-- Begin Recorded data --

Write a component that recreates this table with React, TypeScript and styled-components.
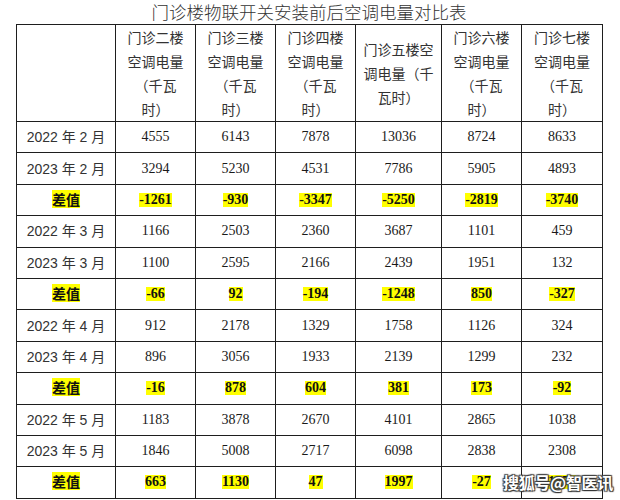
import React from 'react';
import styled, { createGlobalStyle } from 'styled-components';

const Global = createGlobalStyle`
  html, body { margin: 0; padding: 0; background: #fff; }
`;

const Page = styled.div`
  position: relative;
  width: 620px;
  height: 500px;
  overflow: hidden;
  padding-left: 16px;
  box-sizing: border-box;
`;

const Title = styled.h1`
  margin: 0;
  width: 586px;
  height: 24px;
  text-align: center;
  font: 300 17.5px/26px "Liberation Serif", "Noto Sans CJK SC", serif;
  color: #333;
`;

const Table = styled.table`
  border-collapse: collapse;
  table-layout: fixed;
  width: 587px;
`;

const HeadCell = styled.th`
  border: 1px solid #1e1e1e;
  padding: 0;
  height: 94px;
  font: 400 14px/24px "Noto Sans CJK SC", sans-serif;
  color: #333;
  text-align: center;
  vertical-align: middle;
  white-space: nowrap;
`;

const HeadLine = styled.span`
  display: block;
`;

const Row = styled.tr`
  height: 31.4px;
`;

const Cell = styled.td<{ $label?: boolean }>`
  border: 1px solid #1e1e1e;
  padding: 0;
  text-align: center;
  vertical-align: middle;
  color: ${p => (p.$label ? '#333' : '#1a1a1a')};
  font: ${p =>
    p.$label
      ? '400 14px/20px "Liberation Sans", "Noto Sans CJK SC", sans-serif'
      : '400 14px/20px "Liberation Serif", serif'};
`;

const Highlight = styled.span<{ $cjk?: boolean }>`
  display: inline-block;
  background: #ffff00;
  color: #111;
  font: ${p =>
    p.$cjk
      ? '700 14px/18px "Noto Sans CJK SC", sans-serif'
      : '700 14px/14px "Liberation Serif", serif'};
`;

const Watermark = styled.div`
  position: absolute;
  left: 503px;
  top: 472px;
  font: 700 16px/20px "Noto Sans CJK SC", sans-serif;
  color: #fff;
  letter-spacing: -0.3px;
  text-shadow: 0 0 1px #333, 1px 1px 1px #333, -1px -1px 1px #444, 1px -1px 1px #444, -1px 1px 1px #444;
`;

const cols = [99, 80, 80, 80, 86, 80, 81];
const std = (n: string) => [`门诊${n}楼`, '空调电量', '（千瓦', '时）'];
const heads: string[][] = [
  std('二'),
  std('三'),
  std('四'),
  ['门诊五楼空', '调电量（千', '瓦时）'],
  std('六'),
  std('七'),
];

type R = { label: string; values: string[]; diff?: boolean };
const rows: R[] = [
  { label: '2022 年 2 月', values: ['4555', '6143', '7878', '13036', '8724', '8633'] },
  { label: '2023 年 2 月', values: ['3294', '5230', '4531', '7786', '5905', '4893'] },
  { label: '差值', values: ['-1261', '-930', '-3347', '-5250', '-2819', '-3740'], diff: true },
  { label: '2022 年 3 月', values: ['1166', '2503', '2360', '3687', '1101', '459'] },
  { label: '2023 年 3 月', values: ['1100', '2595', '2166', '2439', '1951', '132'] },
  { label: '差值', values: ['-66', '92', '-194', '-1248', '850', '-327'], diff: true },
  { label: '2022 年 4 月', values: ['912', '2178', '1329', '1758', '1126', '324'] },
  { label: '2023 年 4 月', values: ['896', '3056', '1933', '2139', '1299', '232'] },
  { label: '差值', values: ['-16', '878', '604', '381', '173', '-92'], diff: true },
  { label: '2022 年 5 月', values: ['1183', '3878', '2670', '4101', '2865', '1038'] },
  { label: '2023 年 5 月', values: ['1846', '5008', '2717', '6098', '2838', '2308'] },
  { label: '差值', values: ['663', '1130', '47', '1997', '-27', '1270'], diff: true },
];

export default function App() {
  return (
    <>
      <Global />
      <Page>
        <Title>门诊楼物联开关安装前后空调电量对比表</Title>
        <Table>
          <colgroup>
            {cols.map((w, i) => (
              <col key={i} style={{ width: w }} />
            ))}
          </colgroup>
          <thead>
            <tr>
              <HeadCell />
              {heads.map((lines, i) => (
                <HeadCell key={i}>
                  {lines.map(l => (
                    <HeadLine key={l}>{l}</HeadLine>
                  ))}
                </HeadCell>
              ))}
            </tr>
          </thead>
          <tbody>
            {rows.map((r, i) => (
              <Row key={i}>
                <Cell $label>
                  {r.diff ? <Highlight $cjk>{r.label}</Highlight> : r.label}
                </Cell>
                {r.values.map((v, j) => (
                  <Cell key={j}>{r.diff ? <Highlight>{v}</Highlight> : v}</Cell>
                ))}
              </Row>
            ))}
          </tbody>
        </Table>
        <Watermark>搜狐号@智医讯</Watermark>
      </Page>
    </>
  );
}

-- End Recorded data --

Given instruction
Print the full listing exactly, dropping the pictures.

Output
Write a component that recreates this table with React, TypeScript and styled-components.
import React from 'react';
import styled, { createGlobalStyle } from 'styled-components';

const Global = createGlobalStyle`
  html, body { margin: 0; padding: 0; background: #fff; }
`;

const Page = styled.div`
  position: relative;
  width: 620px;
  height: 500px;
  overflow: hidden;
  padding-left: 16px;
  box-sizing: border-box;
`;

const Title = styled.h1`
  margin: 0;
  width: 586px;
  height: 24px;
  text-align: center;
  font: 300 17.5px/26px "Liberation Serif", "Noto Sans CJK SC", serif;
  color: #333;
`;

const Table = styled.table`
  border-collapse: collapse;
  table-layout: fixed;
  width: 587px;
`;

const HeadCell = styled.th`
  border: 1px solid #1e1e1e;
  padding: 0;
  height: 94px;
  font: 400 14px/24px "Noto Sans CJK SC", sans-serif;
  color: #333;
  text-align: center;
  vertical-align: middle;
  white-space: nowrap;
`;

const HeadLine = styled.span`
  display: block;
`;

const Row = styled.tr`
  height: 31.4px;
`;

const Cell = styled.td<{ $label?: boolean }>`
  border: 1px solid #1e1e1e;
  padding: 0;
  text-align: center;
  vertical-align: middle;
  color: ${p => (p.$label ? '#333' : '#1a1a1a')};
  font: ${p =>
    p.$label
      ? '400 14px/20px "Liberation Sans", "Noto Sans CJK SC", sans-serif'
      : '400 14px/20px "Liberation Serif", serif'};
`;

const Highlight = styled.span<{ $cjk?: boolean }>`
  display: inline-block;
  background: #ffff00;
  color: #111;
  font: ${p =>
    p.$cjk
      ? '700 14px/18px "Noto Sans CJK SC", sans-serif'
      : '700 14px/14px "Liberation Serif", serif'};
`;

const Watermark = styled.div`
  position: absolute;
  left: 503px;
  top: 472px;
  font: 700 16px/20px "Noto Sans CJK SC", sans-serif;
  color: #fff;
  letter-spacing: -0.3px;
  text-shadow: 0 0 1px #333, 1px 1px 1px #333, -1px -1px 1px #444, 1px -1px 1px #444, -1px 1px 1px #444;
`;

const cols = [99, 80, 80, 80, 86, 80, 81];
const std = (n: string) => [`门诊${n}楼`, '空调电量', '（千瓦', '时）'];
const heads: string[][] = [
  std('二'),
  std('三'),
  std('四'),
  ['门诊五楼空', '调电量（千', '瓦时）'],
  std('六'),
  std('七'),
];

type R = { label: string; values: string[]; diff?: boolean };
const rows: R[] = [
  { label: '2022 年 2 月', values: ['4555', '6143', '7878', '13036', '8724', '8633'] },
  { label: '2023 年 2 月', values: ['3294', '5230', '4531', '7786', '5905', '4893'] },
  { label: '差值', values: ['-1261', '-930', '-3347', '-5250', '-2819', '-3740'], diff: true },
  { label: '2022 年 3 月', values: ['1166', '2503', '2360', '3687', '1101', '459'] },
  { label: '2023 年 3 月', values: ['1100', '2595', '2166', '2439', '1951', '132'] },
  { label: '差值', values: ['-66', '92', '-194', '-1248', '850', '-327'], diff: true },
  { label: '2022 年 4 月', values: ['912', '2178', '1329', '1758', '1126', '324'] },
  { label: '2023 年 4 月', values: ['896', '3056', '1933', '2139', '1299', '232'] },
  { label: '差值', values: ['-16', '878', '604', '381', '173', '-92'], diff: true },
  { label: '2022 年 5 月', values: ['1183', '3878', '2670', '4101', '2865', '1038'] },
  { label: '2023 年 5 月', values: ['1846', '5008', '2717', '6098', '2838', '2308'] },
  { label: '差值', values: ['663', '1130', '47', '1997', '-27', '1270'], diff: true },
];

export default function App() {
  return (
    <>
      <Global />
      <Page>
        <Title>门诊楼物联开关安装前后空调电量对比表</Title>
        <Table>
          <colgroup>
            {cols.map((w, i) => (
              <col key={i} style={{ width: w }} />
            ))}
          </colgroup>
          <thead>
            <tr>
              <HeadCell />
              {heads.map((lines, i) => (
                <HeadCell key={i}>
                  {lines.map(l => (
                    <HeadLine key={l}>{l}</HeadLine>
                  ))}
                </HeadCell>
              ))}
            </tr>
          </thead>
          <tbody>
            {rows.map((r, i) => (
              <Row key={i}>
                <Cell $label>
                  {r.diff ? <Highlight $cjk>{r.label}</Highlight> : r.label}
                </Cell>
                {r.values.map((v, j) => (
                  <Cell key={j}>{r.diff ? <Highlight>{v}</Highlight> : v}</Cell>
                ))}
              </Row>
            ))}
          </tbody>
        </Table>
        <Watermark>搜狐号@智医讯</Watermark>
      </Page>
    </>
  );
}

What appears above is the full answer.